The team already has a glut of slot receivers in Trent Taylor and Richie James. At “X,” they have Marquise Goodwin and Dante Pettis. Bourne and Matthews would make up the pair that plays “Z.” Pettis seems like the only player on the roster that could play any of the three if needed. In the draft, Brown, Ridley, Harry and Samuel all seem like strong “Z” candidates. Isabella is probably an “X” or an “F.”

I’d imagine Matthews’ roster spot will be the one challenged most by an incoming rookie, which might indicate the team is targeting a long-term “Z” to replace Garçon.

Niners Narwhal asks: Besides the top 3 picks last year, who all look like greats picks to me, we didn’t see much of last year’s later round picks. Any chance one of them swoops in and makes some noise?

Yes, a slew of those players will be competing for significant playing time – and perhaps starting jobs – during training camp.

Kentavius Street, the fourth-round pick who missed his season rehabbing a torn ACL, should challenge for playing time all across the defensive line. Fifth-rounder D.J. Reed could battle K’Waun Williams for the starting job at nickle corner. Marcell Harris played well enough at strong safety to force Jaquiski Tartt to re-earn his starting job.

Jullian Taylor had a strong camp and preseason last August, which included working with the first team, and will be in the mix along the defensive line. James has good versatility as a receiver and return man. He was the primary slot option late in 2018 while Taylor was dealing with his nagging back injury.

Chris Falco asks: If Bosa or Allen are the choice at 2, do we trade AA or Thomas, or do we start the season with a heavy DL rotation to get them all involved & keep them fresh?

The 49ers’ decision-makers like Arik Armstead enough to pay him over $9 million fully guaranteed on his fifth-year option despite paltry sack totals and injury issues during his first four seasons. To me, that signals he’s still considered a better option than Solomon Thomas both as a run-stopping defensive end and interior pass rusher. Thomas’ only sack last season came when he was near Derek Carr as he ran out of bounds, after all.

So what if the 49ers do what we all expect and draft another defensive end after adding Dee Ford?

I think it could make Thomas expendable, as much as that could pain the front office (Armstead doesn’t have trade value because of his contract).

Because if San Francisco drafts Bosa, he’s likely to be a three-down player. And if Armstead is above Thomas as an interior pass rusher, how many snaps should Thomas realistically expect each game? 15? 20? And would it be worth paying Thomas his $7.7 million if he were only a bit player not getting the playing time he would need to properly develop?

If that’s the case, there might be more value in trading him with two seasons and his fifth-year option remaining on his contract.

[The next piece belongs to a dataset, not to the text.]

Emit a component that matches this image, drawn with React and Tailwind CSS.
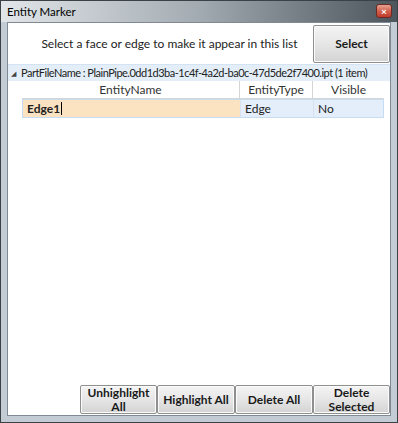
export default function App() {
  const font = { fontFamily: 'Lato, "Open Sans", sans-serif' };
  const btn =
    "flex items-center justify-center text-center font-bold text-[12px] leading-[14px] text-[#1a1a1a] border border-[#8e8f8f] rounded-[2px] bg-gradient-to-b from-[#f4f4f4] via-[#e6e6e6] to-[#d3d3d3] shadow-[inset_0_0_0_1px_#fbfbfb]";
  return (
    <div className="w-[398px] h-[423px] flex flex-col bg-[#c3ccd5] border border-[#3c4146]" style={font}>
      <div className="h-[21px] flex items-center relative bg-gradient-to-r from-[#e2e6e9] via-[#a3abb2] to-[#4d555d]">
        <span className="pl-[6px] text-[11.5px] text-black">Entity Marker</span>
        <div className="absolute right-[5px] top-[3px] w-[16px] h-[14px] rounded-[3px] border border-[#6e2a22] bg-gradient-to-b from-[#e9a393] via-[#d0614e] to-[#c0392b] flex items-center justify-center text-white text-[10px] font-bold leading-none">
          ×
        </div>
      </div>
      <div className="flex-1 mx-[6px] bg-white border border-[#7f8a95] flex flex-col">
        <div className="flex h-[40px] pt-[1px]">
          <div className="flex-1 flex items-center justify-center text-[12px] text-[#222] pl-[18px] whitespace-nowrap">
            Select a face or edge to make it appear in this list
          </div>
          <div className={btn + " w-[77px] h-[38px] text-[12.5px] mt-[1px]"}>Select</div>
        </div>
        <div className="mt-[1px] h-[17px] flex items-center bg-[#e4eef8] border-t border-[#d3e3f3] text-[11px] tracking-[-0.5px] text-[#222] whitespace-nowrap overflow-hidden">
          <span className="pl-[3px] pr-[5px] text-[7px] text-[#444] tracking-normal">◢</span>
          PartFileName : PlainPipe.0dd1d3ba-1c4f-4a2d-ba0c-47d5de2f7400.ipt (1 item)
        </div>
        <div className="flex pl-[14px] pr-[6px] text-[12px] text-[#333]">
          <div className="flex w-full h-[18px] border-b border-[#d5d5d5]">
            <div className="w-[218px] flex items-center justify-center border-r border-[#d5d5d5]">EntityName</div>
            <div className="w-[73px] flex items-center justify-center border-r border-[#d5d5d5]">EntityType</div>
            <div className="flex-1 flex items-center justify-center">Visible</div>
          </div>
        </div>
        <div className="flex pl-[14px] pr-[6px] text-[12px] text-[#222]">
          <div className="flex w-full h-[19px] bg-[#e3eefa] border border-[#c6dcf2]">
            <div className="w-[217px] flex items-center pl-[4px] bg-[#fbe3c1] font-bold">
              Edge1<span className="inline-block w-px h-[13px] bg-black ml-[1px]" />
            </div>
            <div className="w-[73px] flex items-center pl-[4px] border-l border-[#d6e2ee]">Edge</div>
            <div className="flex-1 flex items-center pl-[4px] border-l border-[#d6e2ee]">No</div>
          </div>
        </div>
        <div className="flex-1" />
        <div className="flex justify-end mb-[1px]">
          <div className={btn + " w-[77px] h-[29px]"}>Unhighlight<br />All</div>
          <div className={btn + " w-[78px] h-[29px]"}>Highlight All</div>
          <div className={btn + " w-[78px] h-[29px]"}>Delete All</div>
          <div className={btn + " w-[77px] h-[29px]"}>Delete<br />Selected</div>
        </div>
      </div>
      <div className="h-[6px]" />
    </div>
  );
}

The 49ers might be able to get a fifth-round pick (my estimation) to a team that has more room for Thomas along the defensive line.

Because if San Francisco adds Bosa (or Allen), to DeForest Buckner, Armstead, D.J. Jones, Sheldon Day, Ronald Blair, Street and Taylor, there simply might not be room for Thomas to flourish.

But we know injuries happen – and having depth along the defensive front is always a good thing.